Always On The Fast Track
My first job after business school was with GE Consumer Finance in New Delhi, India. I was fast tracked to a manager position there within two years. I joined a small startup after that and was transferred to Mountain View, California, as director of product management reporting to the president. I barely worked there for two years before they shut down due to the financial crisis in 2008,” Shekhar recalled.
His first mortgage job was First Priority Financial, a broker turned banker in California. But he wanted the freedom to work the market the way he wanted. He took a leap of faith and launched Arcus in April 2008.
What he saw then, he sees again now. “When things get difficult, you have a lot of people who leave the industry because they are used to easy business. They’re not used to the unemployment and foreclosure rates rising to record levels and lending guidelines much stricter than they used to be. That leaves the betterquality professionals, which I think is the way it should be. For people like us, I see it as an opportunity to gain an even bigger market share. I’m very confident.”
In mid-2019, it was easy to be confident about the economy getting better.
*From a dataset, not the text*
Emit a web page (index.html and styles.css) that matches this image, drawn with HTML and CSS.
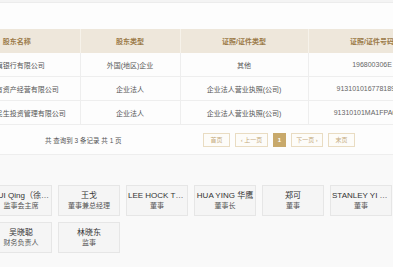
FILE: index.html
```html
<!DOCTYPE html>
<html lang="zh-CN">
<head>
<meta charset="utf-8">
<link rel="stylesheet" href="styles.css">
</head>
<body>
<div class="top-strip"></div>
<section class="panel">
  <table class="holders">
    <colgroup>
      <col class="c1"><col class="c2"><col class="c3"><col class="c4">
    </colgroup>
    <thead>
      <tr><th>股东名称</th><th>股东类型</th><th>证照/证件类型</th><th>证照/证件号码</th></tr>
    </thead>
    <tbody>
      <tr><td>花旗银行有限公司</td><td>外国(地区)企业</td><td>其他</td><td class="num">196800306E</td></tr>
      <tr><td>上海国有资产经营有限公司</td><td>企业法人</td><td>企业法人营业执照(公司)</td><td class="num">91310101677818906X</td></tr>
      <tr><td>上海张江民生投资管理有限公司</td><td>企业法人</td><td>企业法人营业执照(公司)</td><td class="num">91310101MA1FPA0G8K</td></tr>
    </tbody>
  </table>
  <div class="pagination">
    <div class="info">共 查询到 3 条记录 共 1 页</div>
    <div class="pager">
      <span class="pg w27">首页</span>
      <span class="pg w33">‹ 上一页</span>
      <span class="pg cur">1</span>
      <span class="pg w32">下一页 ›</span>
      <span class="pg w27">末页</span>
    </div>
  </div>
</section>
<section class="people">
  <div class="card"><div class="name">HUI Qing（徐慧青）</div><div class="role">监事会主席</div></div>
  <div class="card"><div class="name">王戈</div><div class="role">董事兼总经理</div></div>
  <div class="card"><div class="name">LEE HOCK TECK</div><div class="role">董事</div></div>
  <div class="card"><div class="name">HUA YING 华鹰</div><div class="role">董事长</div></div>
  <div class="card"><div class="name">郑可</div><div class="role">董事</div></div>
  <div class="card"><div class="name">STANLEY YI CHANG</div><div class="role">董事</div></div>
  <div class="card"><div class="name">吴晓聪</div><div class="role">财务负责人</div></div>
  <div class="card"><div class="name">林晓东</div><div class="role">监事</div></div>
</section>
</body>
</html>
```

FILE: styles.css
```css
html, body {
  margin: 0;
  padding: 0;
}
body {
  width: 393px;
  height: 267px;
  overflow: hidden;
  background: #f9f9f9;
  font-family: "Liberation Sans", "Noto Sans CJK SC", sans-serif;
  color: #555;
}
.top-strip {
  height: 2px;
  background: #f4f4f4;
  border-bottom: 1px solid #ececec;
}
.panel {
  background: #fdfdfd;
  padding-top: 26px;
  border-bottom: 1px solid #eeeeee;
  overflow: hidden;
}
.holders {
  margin-left: -46px;
  width: 482px;
  border-collapse: collapse;
  table-layout: fixed;
  font-size: 7px;
}
.c1 { width: 126px; }
.c2 { width: 100px; }
.c3 { width: 128px; }
.c4 { width: 128px; }
.holders th {
  height: 24px;
  padding: 0;
  background: #eee7db;
  color: #9b7a48;
  font-weight: bold;
  text-align: center;
  border-right: 1px solid #f6f2ea;
  white-space: nowrap;
}
.holders td {
  height: 23px;
  padding: 0;
  text-align: center;
  color: #555;
  border-right: 1px solid #eeeeee;
  border-bottom: 1px solid #eeeeee;
  white-space: nowrap;
  overflow: visible;
}
.holders td.num {
  color: #666;
}
.pagination {
  height: 29px;
  display: grid;
  grid-template-columns: 203px 1fr;
  align-items: center;
}
.info {
  padding-left: 45px;
  font-size: 6.5px;
  color: #555;
  white-space: nowrap;
}
.pager {
  display: flex;
  gap: 5px;
  align-items: center;
}
.pg {
  box-sizing: border-box;
  height: 14px;
  border: 1px solid #e9dcc2;
  color: #c4aa7c;
  font-size: 6px;
  display: flex;
  align-items: center;
  justify-content: center;
  background: #fdfcf9;
  white-space: nowrap;
}
.w27 { width: 27px; }
.w33 { width: 33px; }
.w32 { width: 32px; }
.pg.cur {
  width: 13px;
  background: #c8a96b;
  border-color: #c8a96b;
  color: #fff;
  font-weight: bold;
}
.people {
  padding-top: 30px;
  margin-left: -10px;
  display: grid;
  grid-template-columns: repeat(6, 62px);
  column-gap: 6px;
  row-gap: 6px;
}
.card {
  box-sizing: border-box;
  height: 31px;
  background: #f5f5f5;
  border: 1px solid #e6e6e6;
  padding: 5px 1px 0;
  text-align: center;
}
.name {
  font-size: 8px;
  line-height: 10px;
  color: #333;
  white-space: nowrap;
  overflow: hidden;
  text-overflow: ellipsis;
}
.role {
  font-size: 7px;
  line-height: 10px;
  color: #555;
  white-space: nowrap;
}
```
The conditions helped fuel the decision it was time to make Arcus Lending beyond a one-man band. While Arcus was doing fine based on his own performance, Shekhar wanted something more.
“When you produce on your own, you’re not really creating a legacy or anything that has any value because if you stop originating tomorrow, the company has no value,” says the married father of two daughters who lives in Saratoga, California.
“I wanted to create value for the company itself and not just me as an originator.”